I really like the last point you make there about the softer use of the terms. Yes, that. Thank you.
“What I really want is someone who will understand. And people who are happy and healthy won’t be able to understand.”
A few days ago I was thinking about this question: “If you put two broken people together do either of them ever come out fixed?” I guess this question might be somewhat answerable by a study of people who attend AA meetings or combat veterans dealing with all the psychological scars that leaves.
It’s good to be understood on a certain level. To be able to talk about something you’re passionate about and not have people stare at you like you’re mad, to not have them ask “Why on earth would you like that???”
For a long time I’ve believed “I know how you feel” may be one of the most worthless expressions. Not because it’s insincere or that the reaction so often is “No you don’t!” I think it’s worthless because my response to it is “So what?!” Yes, perhaps you do have a fair to good understanding of how I feel and can accurately empathize with me. But what good does that do? That others have experienced the same pain for the same reason does nothing to alleviate that pain – at least not for me.
I wonder if the mentality of many people like your friend may be skewed for reasons they don’t recognize and/or admit. It’s not that happy healthy people can’t understand them or can’t relate to them. Instead, they know they’re damaged goods; they believe others will see recognize this and reject them. Happy, healthy people can find other happy healthy people to have happy healthy relationships with, to raise happy, healthy families with, etc.
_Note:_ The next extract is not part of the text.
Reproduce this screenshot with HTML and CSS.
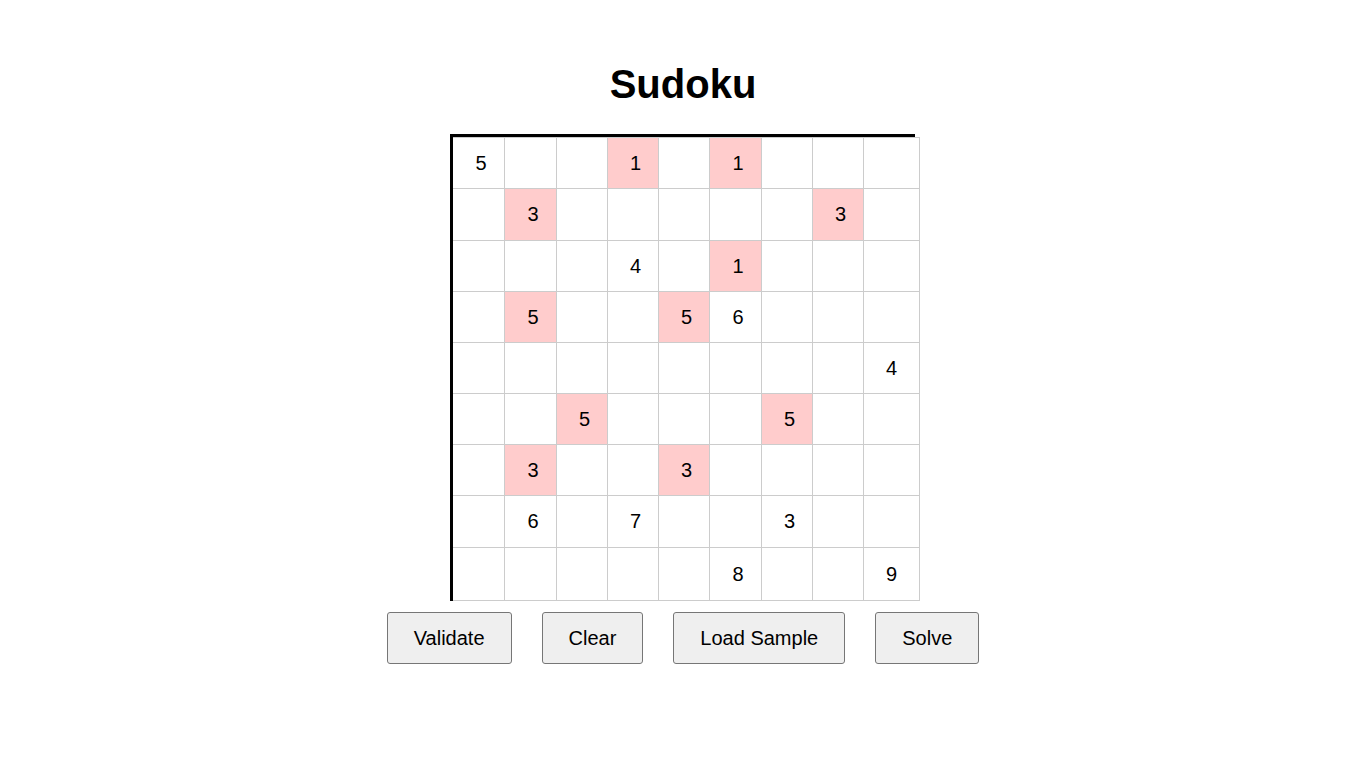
FILE: index.html
```html
<!DOCTYPE html>
<html lang="en">
<head>
<meta charset="utf-8">
<title>Sudoku</title>
<link rel="stylesheet" href="styles.css">
</head>
<body>
<main class="app">
  <h1 class="title">Sudoku</h1>
  <div class="board">
    <div class="grid">
      <div class="cell">5</div><div class="cell"></div><div class="cell"></div><div class="cell hl">1</div><div class="cell"></div><div class="cell hl">1</div><div class="cell"></div><div class="cell"></div><div class="cell"></div>
      <div class="cell"></div><div class="cell hl">3</div><div class="cell"></div><div class="cell"></div><div class="cell"></div><div class="cell"></div><div class="cell"></div><div class="cell hl">3</div><div class="cell"></div>
      <div class="cell"></div><div class="cell"></div><div class="cell"></div><div class="cell">4</div><div class="cell"></div><div class="cell hl">1</div><div class="cell"></div><div class="cell"></div><div class="cell"></div>
      <div class="cell"></div><div class="cell hl">5</div><div class="cell"></div><div class="cell"></div><div class="cell hl">5</div><div class="cell">6</div><div class="cell"></div><div class="cell"></div><div class="cell"></div>
      <div class="cell"></div><div class="cell"></div><div class="cell"></div><div class="cell"></div><div class="cell"></div><div class="cell"></div><div class="cell"></div><div class="cell"></div><div class="cell">4</div>
      <div class="cell"></div><div class="cell"></div><div class="cell hl">5</div><div class="cell"></div><div class="cell"></div><div class="cell"></div><div class="cell hl">5</div><div class="cell"></div><div class="cell"></div>
      <div class="cell"></div><div class="cell hl">3</div><div class="cell"></div><div class="cell"></div><div class="cell hl">3</div><div class="cell"></div><div class="cell"></div><div class="cell"></div><div class="cell"></div>
      <div class="cell"></div><div class="cell">6</div><div class="cell"></div><div class="cell">7</div><div class="cell"></div><div class="cell"></div><div class="cell">3</div><div class="cell"></div><div class="cell"></div>
      <div class="cell"></div><div class="cell"></div><div class="cell"></div><div class="cell"></div><div class="cell"></div><div class="cell">8</div><div class="cell"></div><div class="cell"></div><div class="cell">9</div>
    </div>
  </div>
  <div class="controls">
    <button class="btn" type="button">Validate</button>
    <button class="btn" type="button">Clear</button>
    <button class="btn" type="button">Load Sample</button>
    <button class="btn" type="button">Solve</button>
  </div>
</main>
</body>
</html>
```
FILE: styles.css
```css
html, body {
  margin: 0;
  padding: 0;
  background: #ffffff;
}

body {
  font-family: "Liberation Sans", Arial, sans-serif;
  color: #000000;
}

.app {
  display: flex;
  flex-direction: column;
  align-items: center;
  padding-top: 61px;
}

.title {
  margin: 0 0 27px;
  font-size: 40px;
  line-height: 46px;
  font-weight: bold;
}

.board {
  width: 462px;
  border-top: 3px solid #000000;
  border-left: 3px solid #000000;
  margin-right: 1px;
}

.grid {
  display: grid;
  width: 467px;
  grid-template-columns: 52px 52px 51px 51px 51px 52px 51px 51px 56px;
  grid-template-rows: 51px 52px 51px 51px 51px 51px 51px 52px 53px;
  border-top: 1px solid #cccccc;
}

.cell {
  box-sizing: border-box;
  border-right: 1px solid #cccccc;
  border-bottom: 1px solid #cccccc;
  display: flex;
  align-items: center;
  justify-content: center;
  padding-left: 5px;
  font-size: 20px;
  background: #ffffff;
}

.cell:nth-child(9n) {
  padding-left: 0;
}

.cell.hl {
  background: #ffcccc;
}

.controls {
  display: flex;
  gap: 30px;
  margin-top: 11px;
}

.btn {
  font-family: "Liberation Sans", Arial, sans-serif;
  font-size: 20px;
  line-height: 22px;
  padding: 14px 26px;
  background: #efefef;
  color: #000000;
  border: 1px solid #767676;
  border-radius: 3px;
}
```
My feelings from my experience are broken people just inevitably start tripping all over the pieces of each other. Sure, they might be able to understand you. But you’re each often caught up in your own problems. And who are you really supposed to turn to for help? How is someone who doesn’t have it together supposed to help you get yourself together? I want someone to call me on my crazy because they have a proper frame of reference for what isn’t crazy.